Jafa39 From , joined Dec 1969, posts, RR:
Reply 1, posted (7 years 10 months 19 hours ago) and read 7295 times:
Quoting Foppishbum (Thread starter): Have you ever get annoyed by your cancer phone that makes your speakers or radio alarm clocks produce those static noises? Is there anyway to eliminate that?
Nope, it'll do it every time it sends or receives a text message, or rings or it switches transmitters, if you live in a zone that is serviced by two transmitters, neither of them dominant, you'll get it a lot.
There are masking devices but i think they affect signal strength.
You could try either moving house (difficult) or changing your room around to keep max distance between phone and electrical devices.
707CMF From France, joined Mar 2002, 4885 posts, RR: 27
Reply 3, posted (7 years 10 months 19 hours ago) and read 7288 times:
Well, the only way to avoid those is to have your phone in a safe distance from the aforementioned speakers.
In any case, you will get such static with any cell phone, as when a cell phone emits, it needs to broadcast with quite a powerful emission in order to reach the nearest BTS (Base Transceiver Station), which can be a few kilometers away if you're not in a city, and several buildings away if you are in a city.
Hence the equation : powerful radiowaves at a frequency that interferes with ordinary speakers -> no need to change your phone, you'll get them anyway.
So really, the only way to avoid that is to put your phone at least one meter from the 'annoyed speaker', it usually does the trick.
On the other hand, you usually get those static when your phone is about to ring (it starts to emit to communicate with the BTS when an incoming call arrives), so you can also use that as a 'pre-ring'
(then again, your phone will emit also on a 'random' schedule, just to confirm with the network that it is still alive and registered.
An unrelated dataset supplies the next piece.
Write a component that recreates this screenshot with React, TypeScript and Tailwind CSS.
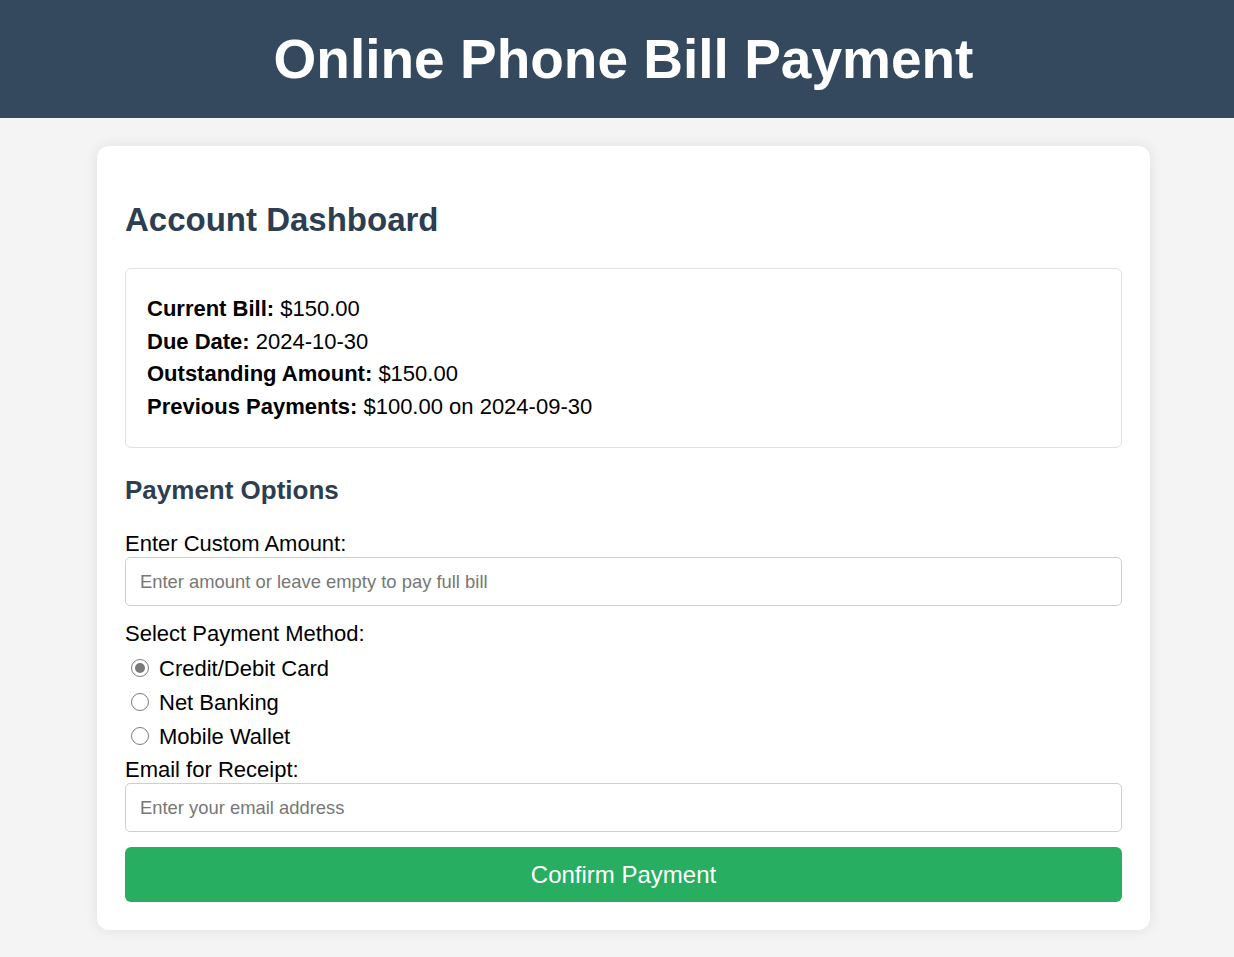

Then you'll get an the static noise for a couple of seconds, but no more)
Really? What manufacturer? And is it American 3G or Asian 3G (heard there are different definitions of 3G). I'm not a tech wiz though so I'm not sure.
Quoting 707CMF (Reply 3): at least one meter from the 'annoyed speaker', it usually does the trick.
My tiny apartment only has limited room. I guess I can put it at the opposite corner? But that means if someone important calls me, I'll have to get up, walk a couple feet, and answer the phone. hahaha...yes, I'm what some would consider lazy.
Quoting Carmenlu15 (Reply 4): Move the phone away from the speakers/radio/PC/whatever is getting the static...
I tried putting my phone at the opposite side of my electronics and when it gets an e-mail, it still makes those annoying sounds. Tried using Bluetooth too but I guess my room is too small so that no matter where I put it, it cause the speakers to make those noises.
Sigh...I guess I'm stuck with the noise. It get VERY annoying when I'm pulling an all-nighter trying to study for exams.
Iakobos From Belgium, joined Aug 2003, 3326 posts, RR: 33
Reply 7, posted (7 years 10 months 18 hours ago) and read 7271 times:
The phone radiates, that's what you expect it to do.
Your speakers are not shielded, they (the cables) pick up the magnetic field generated by the phone.
Remedy: use shielded cables or put a choke in the cables (turn the cable couple of times around a ferrite ring, as close as possible to the speaker box)
Foppishbum From Taiwan, joined Mar 2006, 865 posts, RR: 0
Reply 9, posted (7 years 10 months 18 hours ago) and read 7258 times:
Quoting Jafa39 (Reply 8): Dude...look in the users manual, somewhere in there it will tell you about the "Off" switch...
Ugh, it's painful to be popular ya know? j/k. I know I know. But I just feel safer with my cancer phone on just in case I get a heart attack or get attack by extraterrestrial life forms. And no, I don't have a landline that cost some more money and my paycheck is already thin enough.